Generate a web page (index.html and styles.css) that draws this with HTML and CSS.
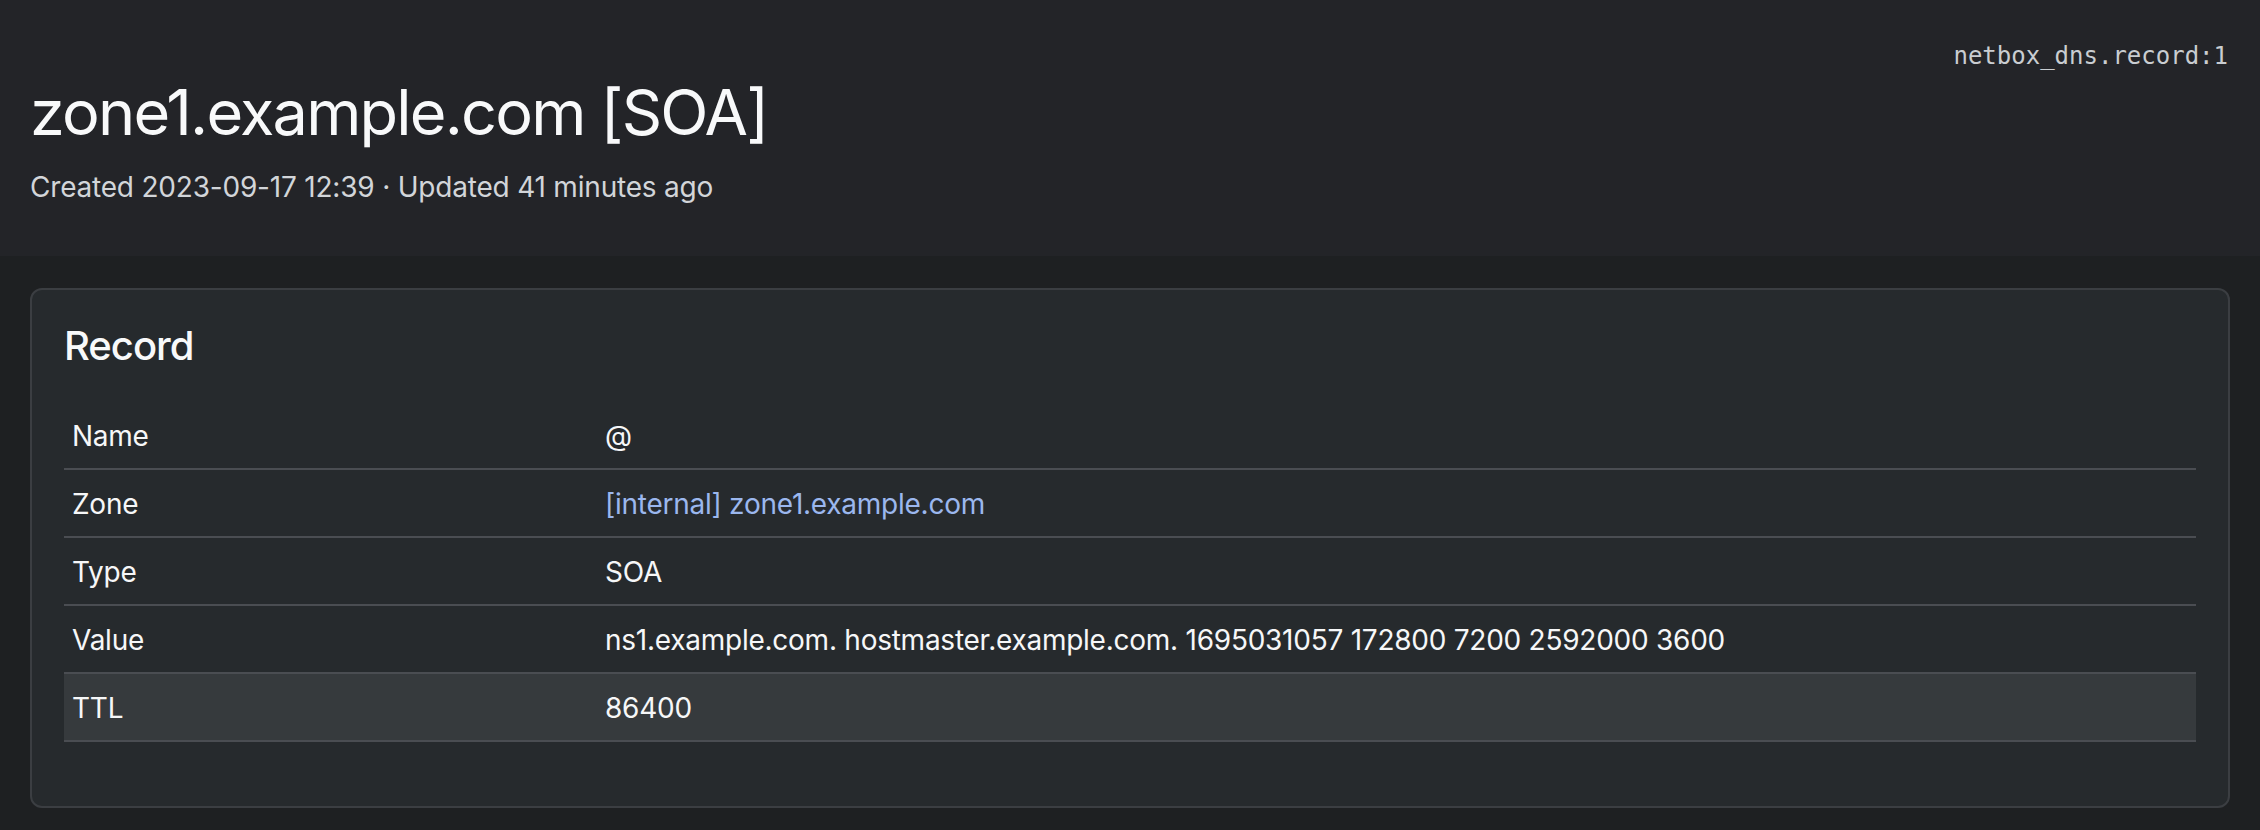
FILE: index.html
```html
<!DOCTYPE html>
<html lang="en">
<head>
<meta charset="utf-8">
<title>zone1.example.com [SOA]</title>
<link rel="stylesheet" href="styles.css">
</head>
<body>
  <header class="page-header">
    <div class="object-id-row"><code class="object-id">netbox_dns.record:1</code></div>
    <h1 class="page-title">zone1.example.com [SOA]</h1>
    <p class="page-meta">Created 2023-09-17 12:39 · Updated 41 minutes ago</p>
  </header>
  <main class="content">
    <section class="card">
      <h2 class="card-title">Record</h2>
      <table class="attr-table">
        <tbody>
          <tr><th>Name</th><td>@</td></tr>
          <tr><th>Zone</th><td><a class="link" href="#">[internal] zone1.example.com</a></td></tr>
          <tr><th>Type</th><td>SOA</td></tr>
          <tr><th>Value</th><td>ns1.example.com. hostmaster.example.com. 1695031057 172800 7200 2592000 3600</td></tr>
          <tr class="is-hover"><th>TTL</th><td>86400</td></tr>
        </tbody>
      </table>
    </section>
  </main>
</body>
</html>
```

FILE: styles.css
```css
html, body {
  margin: 0;
  padding: 0;
}
body {
  background: #1e2022;
  color: #f4f5f6;
  font-family: Inter, "Liberation Sans", Arial, sans-serif;
  font-size: 28px;
  line-height: 42px;
  letter-spacing: -0.25px;
  min-height: 830px;
}
.page-header {
  background: #232428;
  padding: 38px 32px 48px 30px;
  height: 256px;
  box-sizing: border-box;
}
.object-id-row {
  display: flex;
  justify-content: flex-end;
  height: 36px;
}
.object-id {
  font-family: "DejaVu Sans Mono", "Liberation Mono", monospace;
  font-size: 24px;
  line-height: 36px;
  letter-spacing: 0;
  color: #c9cdd1;
}
.page-title {
  margin: 0;
  font-size: 63px;
  line-height: 77px;
  font-weight: 400;
  color: #f8f9fa;
  letter-spacing: -1.8px;
}
.page-meta {
  margin: 15px 0 0;
  font-size: 28px;
  line-height: 42px;
  letter-spacing: -0.2px;
  color: #d2d5d9;
}
.content {
  padding: 32px 30px 20px 30px;
}
.card {
  background: #262a2d;
  border: 2px solid #3b3e42;
  border-radius: 12px;
  padding: 32px;
}
.card-title {
  margin: 0 0 32px;
  font-size: 40px;
  line-height: 48px;
  font-weight: 500;
  letter-spacing: -1px;
  color: #f8f9fa;
}
.attr-table {
  width: 100%;
  border-collapse: collapse;
  margin-bottom: 32px;
}
.attr-table th,
.attr-table td {
  text-align: left;
  font-weight: 400;
  padding: 13px 8px 11px;
  border-bottom: 2px solid #4a4d52;
  color: #f6f7f8;
}
.attr-table th {
  width: 25%;
}
.attr-table tr.is-hover th,
.attr-table tr.is-hover td {
  background: #363a3d;
}
.link {
  color: #9bb7ee;
  text-decoration: none;
}
```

- Instructions for the task -
Copy each line holding the word "index" from the listing above.

- Completed exercise -
Generate a web page (index.html and styles.css) that draws this with HTML and CSS.
FILE: index.html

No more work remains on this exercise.